The Welsh Government’s aims under this theme include:

  • expanding support for families to transmit the language in the home;
  • expand Welsh-medium early-years provision;
  • create a statutory education system that helps increase the number of confident Welsh speakers;
  • develop post-16 Welsh language provision and increase progression rates;
  • increase and improve the education and training workforce who can teach through the medium of Welsh.

Theme 2 – Increasing the use of Welsh

While increasing the number of Welsh speakers is integral to the strategy’s success, the real success of the strategy will be increasing the daily use of Welsh. The Welsh Government wants to see the use of Welsh as ‘a routine part of everyday life’, with products and services offered proactively in Welsh.

Ensuring there are opportunities for people to use the language in a variety of situations, socially and in the workplace will be crucial for the strategy’s success.
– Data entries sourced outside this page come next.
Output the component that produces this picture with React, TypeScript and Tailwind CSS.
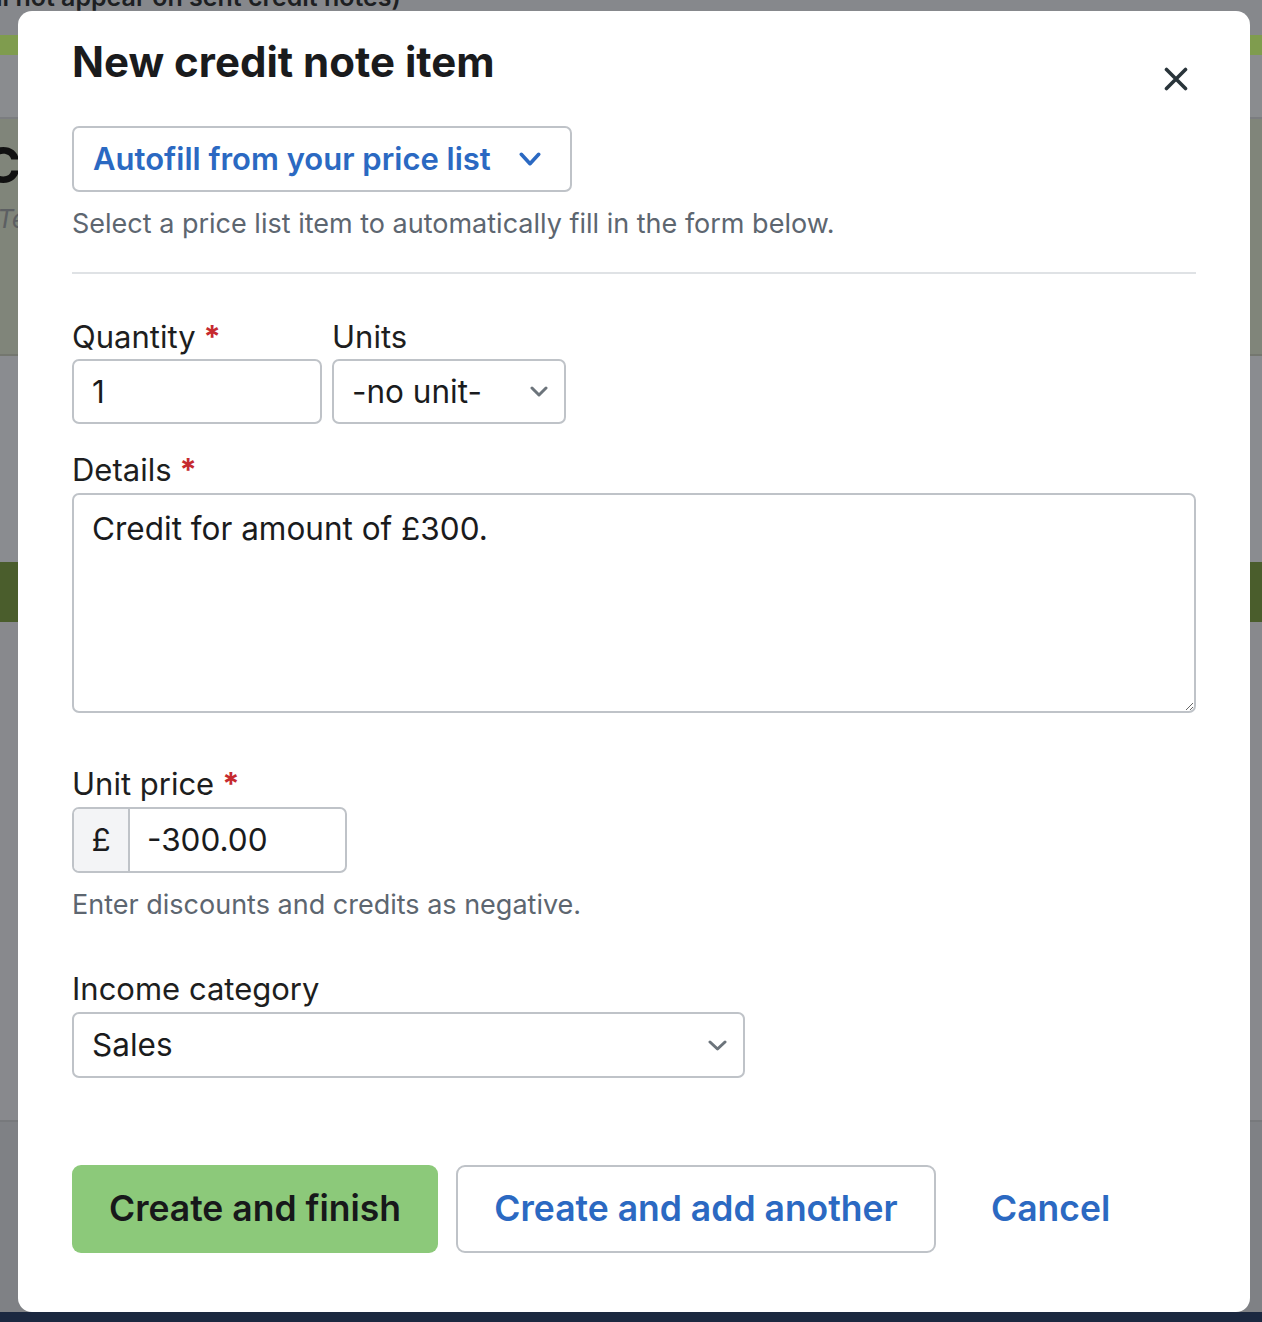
import React from "react";

const Chevron = ({ className, color, w = 18, h = 10, sw = 3 }: { className?: string; color: string; w?: number; h?: number; sw?: number }) => (
  <svg width={w} height={h} viewBox={`0 0 ${w} ${h}`} className={className} fill="none">
    <polyline points={`${sw / 2 + 0.5},${sw / 2 + 0.5} ${w / 2},${h - sw / 2 - 0.5} ${w - sw / 2 - 0.5},${sw / 2 + 0.5}`} stroke={color} strokeWidth={sw} strokeLinecap="round" strokeLinejoin="round" />
  </svg>
);

const Req = () => <span className="text-[#c62a2f] ml-[8px] font-bold">*</span>;

export default function App() {
  return (
    <div className="relative w-[1262px] h-[1322px] overflow-hidden bg-[#86888c] font-['Inter',sans-serif]">
      {/* dimmed page behind the modal */}
      <div className="flex flex-col w-full h-full">
        <div className="h-[35px] bg-[#86888c] overflow-hidden">
          <div className="-mt-[19px] text-[25px] font-semibold text-[#1d1f22] leading-[32px] -ml-[4px] whitespace-nowrap">ll not appear on sent credit notes)</div>
        </div>
        <div className="h-[20px] bg-[#7f9c4e]" />
        <div className="h-[64px] bg-[#8a8c8f] border-b-2 border-[#7b7d80]" />
        <div className="h-[237px] bg-[#80857a] border-b-2 border-[#74776f] flex flex-col overflow-hidden">
          <div className="mt-[16px] text-[50px] font-bold leading-[60px] text-[#111] -ml-[16px] whitespace-nowrap">C</div>
          <div className="mt-[8px] text-[26px] italic text-[#5c5f62] leading-[32px] -ml-[3px] whitespace-nowrap">Te</div>
        </div>
        <div className="h-[206px] bg-[#8a8c90]" />
        <div className="h-[60px] bg-[#4a5d2c]" />
        <div className="h-[500px] bg-[#88898d] border-b-2 border-[#77797c]" />
        <div className="flex-1 bg-[#7f8185]" />
        <div className="h-[10px] bg-[#1b2840]" />
      </div>

      {/* modal */}
      <div className="absolute left-[18px] top-[11px] w-[1232px] h-[1301px] rounded-[14px] bg-white px-[54px] pt-[27px] flex flex-col">
        <div className="flex justify-between items-start h-[48px]">
          <h1 className="text-[42px] leading-[48px] font-bold text-[#1a1b1d]">New credit note item</h1>
          <button className="mt-[29px] mr-[8px]" aria-label="Close">
            <svg width="24" height="24" viewBox="0 0 24 24" fill="none">
              <path d="M2.5 2.5 L21.5 21.5 M21.5 2.5 L2.5 21.5" stroke="#29343a" strokeWidth="3.6" strokeLinecap="round" />
            </svg>
          </button>
        </div>

        <button className="mt-[40px] w-[500px] h-[66px] rounded-[7px] border-2 border-[#bfc3c8] flex items-center px-[19px] text-[#2b69c2] text-[31px] font-semibold whitespace-nowrap">
          <span>Autofill from your price list</span>
          <Chevron className="ml-[28px]" color="#2b69c2" w={22} h={14} sw={3.6} />
        </button>
        <p className="mt-[14px] text-[27px] leading-[36px] text-[#5d6670]">Select a price list item to automatically fill in the form below.</p>
        <div className="mt-[30px] h-[2px] bg-[#dfe2e5]" />

        <div className="mt-[45px] flex gap-[10px]">
          <div className="flex flex-col w-[250px]">
            <label className="text-[31px] leading-[36px] text-[#1d1e20]">Quantity<Req /></label>
            <div className="mt-[4px] h-[65px] rounded-[7px] border-2 border-[#bfc3c8] flex items-center px-[18px] text-[31.5px] text-[#1a1b1d]">1</div>
          </div>
          <div className="flex flex-col w-[234px]">
            <label className="text-[31px] leading-[36px] text-[#1d1e20]">Units</label>
            <div className="mt-[4px] h-[65px] rounded-[7px] border-2 border-[#bfc3c8] flex items-center justify-between pl-[18px] pr-[16px] text-[31.5px] text-[#1a1b1d]">
              <span>-no unit-</span>
              <Chevron color="#6c747b" w={18} h={11} sw={3} />
            </div>
          </div>
        </div>

        <label className="mt-[28px] text-[31px] leading-[36px] text-[#1d1e20]">Details<Req /></label>
        <textarea
          readOnly
          defaultValue="Credit for amount of £300."
          className="mt-[5px] h-[220px] w-full rounded-[7px] border-2 border-[#bfc3c8] px-[18px] pt-[14px] text-[31.5px] leading-[40px] text-[#1a1b1d] resize-y outline-none font-['Inter',sans-serif]"
        />

        <label className="mt-[53px] text-[31px] leading-[36px] text-[#1d1e20]">Unit price<Req /></label>
        <div className="mt-[5px] w-[275px] h-[66px] rounded-[7px] border-2 border-[#bfc3c8] flex overflow-hidden">
          <div className="w-[56px] bg-[#f3f4f6] border-r-2 border-[#bfc3c8] flex items-center justify-center text-[31.5px] text-[#1a1b1d]">£</div>
          <div className="flex-1 flex items-center pl-[17px] text-[31.5px] text-[#1a1b1d]">-300.00</div>
        </div>
        <p className="mt-[14px] text-[27px] leading-[36px] text-[#5d6670]">Enter discounts and credits as negative.</p>

        <label className="mt-[48px] text-[31px] leading-[36px] text-[#1d1e20]">Income category</label>
        <div className="mt-[5px] w-[673px] h-[66px] rounded-[7px] border-2 border-[#bfc3c8] flex items-center justify-between pl-[18px] pr-[16px] text-[31.5px] text-[#1a1b1d]">
          <span>Sales</span>
          <Chevron color="#6c747b" w={19} h={11} sw={3} />
        </div>

        <div className="mt-[87px] flex items-center">
          <button className="w-[366px] h-[88px] rounded-[9px] bg-[#8cc97a] text-[35.5px] font-semibold text-[#17181a]">Create and finish</button>
          <button className="ml-[18px] w-[480px] h-[88px] rounded-[9px] border-2 border-[#bfc3c8] text-[35.5px] font-semibold text-[#2b69c2]">Create and add another</button>
          <button className="ml-[55px] text-[35.5px] font-semibold text-[#2b69c2]">Cancel</button>
        </div>
      </div>
    </div>
  );
}
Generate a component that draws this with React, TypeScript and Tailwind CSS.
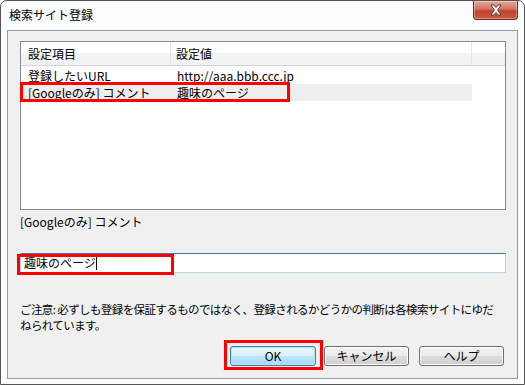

The Welsh Government’s key aims under this theme are:

  • increasing the use of Welsh in the workplace across all sectors;
  • increasing the number of services offered and use of services in Welsh; and
  • ensuring opportunities to use the language socially.

Theme 3 – Creating favourable conditions

This theme is focussed on ensuring ‘suitable conditions and an environment where the Welsh language and its speakers can thrive’. Developing a thriving, sustainable economy across Wales is integral to creating the social conditions that allow Welsh speakers to stay within their communities.

Another important aspect of this theme is developing the infrastructure that supports language development and skills. This includes developing digital resources, ensuring a healthy and diverse media, and supporting the translation profession.

The Welsh Government’s key aims under this theme include:

  • supporting the socioeconomic infrastructure of Welsh-speaking communities;
  • ensuring the Welsh language is at the heart of innovation in digital technology;
  • ensure the continued development of Welsh language infrastructure (dictionaries, terminology and translation profession); and
  • embedding language planning nationally, regionally and locally.

The Welsh Government published a Work Programme 2017-2021 (PDF, 697KB) that sets out how it intends to do deliver on the strategy’s aims over the next four years. Some key milestones to reach by 2021 include:

  • Support the expansion of Welsh-medium early years provision by 40 nursery groups;
  • Improve planning of Welsh-medium early years provision to facilitate progression into Welsh-medium statutory education;
  • Increase number of seven year olds in Welsh-medium education from 7,700 (22%) to c.8,400 (24%);
  • Increase the number of primary teachers teaching through the medium of Welsh from 2,900 to 3,100;
  • Increase the number of secondary teachers teaching through the medium of Welsh from 1,800 to 2,200;
  • Increase the number of secondary teachers teaching Welsh as a subject from 500 to 600.
  • Review the Welsh Language (Wales) Measure 2011;
  • Develop better support to enhance integration of in-migrants into Welsh speaking communities drawing on similarities with the Voluntariat per la Llengua Programme in Catalunya.

The Welsh Government has set itself an ambitious target, and admits the target will be a ‘challenge’ to achieve. In setting an ambitious target of a million Welsh speakers by 2050, the Welsh Government stresses that this is not simply a challenge for the Government itself, but for the whole nation:

Government cannot insist that a parent uses the Welsh language with a child. It cannot insist children play together in Welsh. And it cannot require someone to use the Welsh language at the post office. This is part of a plan for us as a nation and as a society. (Consultation on the Welsh Government draft strategy: a million Welsh speakers by 2050)

The Culture, Welsh Language and Communications Committee in its Report has clearly thrown its support behind the Strategy, saying it ‘fully supports the bold aim of the policy’. But it also warns that if the Strategy is to be successful, it will require ‘hard work, considerable additional resources and clear targets’. More importantly however, the strategy will need to be ‘founded on the continuing support of the people of Wales, Welsh and non-Welsh speakers alike’.

If the Welsh Government’s Strategy is successful, it would halt a century long decline in the number of Welsh speakers in Wales, and almost double the number of Welsh speakers currently in Wales.

On 04/09/2017, Assembly Members will debate in Plenary the Culture, Welsh Language and Communications Committee report on its Inquiry into the Welsh Government’s new Welsh Language Strategy.